Direct Synthesis of Amorphous Metal–Organic Frameworks from Nanoclusters

The direct synthesis of amorphous metal–organic frameworks (aMOFs) is an appealing yet often avoided approach due to the perceived unpredictability of amorphous network formation. In this study, we develop a strategy for aMOF synthesis using pre-formed nanoclusters and rigid organic linkers, providing enhanced control over disorder and defect chemistry while bypassing the traditional ‘crystallise–amorphise’ approach. By systematically comparing this nanocluster-based method to other direct synthesis routes and using X-ray pair distribution function, thermogravimetric and statistical analyses, we establish key design principles governing aMOF formation.
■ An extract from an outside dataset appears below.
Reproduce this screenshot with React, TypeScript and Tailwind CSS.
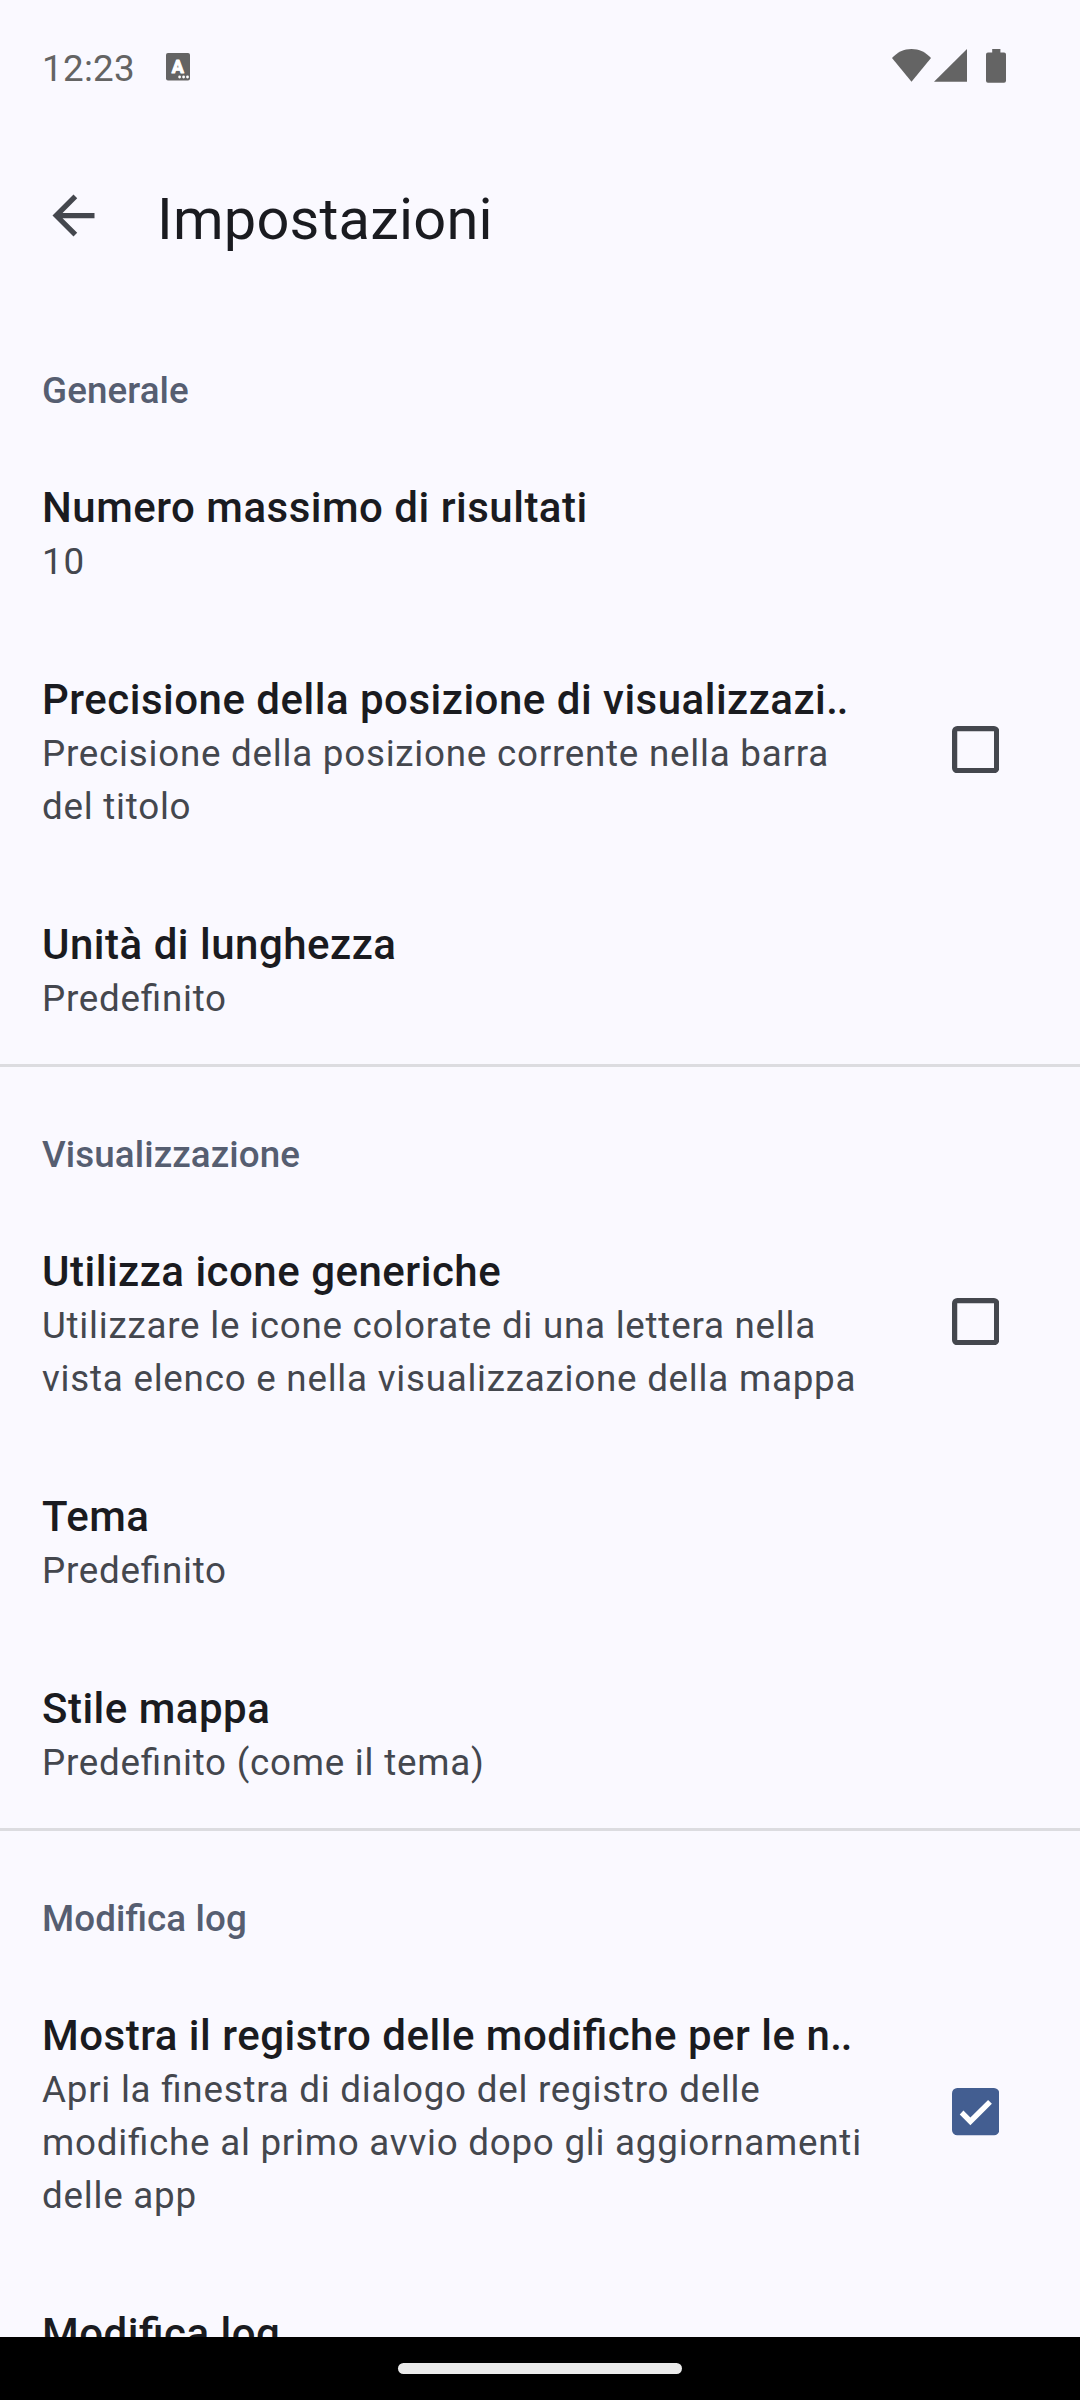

We demonstrate that kinetic control—fast reactions under basic conditions at room temperature—suppresses crystallisation and drives amorphous network formation. Using nanoclusters as synthetic precursors consistently yields highly disordered frameworks with the shortest coherence lengths among direct synthesis methods. Additionally, we show that tuning metal composition through doping with kinetically inert cations restricts coordination reversibility, significantly increasing defect density and structural disorder. Structural analysis reveals that while aMOFs share motifs with crystalline polymorphs, they cannot be directly mapped onto known structures, highlighting the importance for more nuanced characterisation approaches. Just as crystal engineering was instrumental in the expansion of crystalline MOFs, new synthetic strategies are essential for advancing the aMOF field. By developing a systematic approach to aMOF design, this work provides a foundation for tailoring structural disorder and functional properties, expanding the potential of aMOFs for catalysis, adsorption, and transport applications.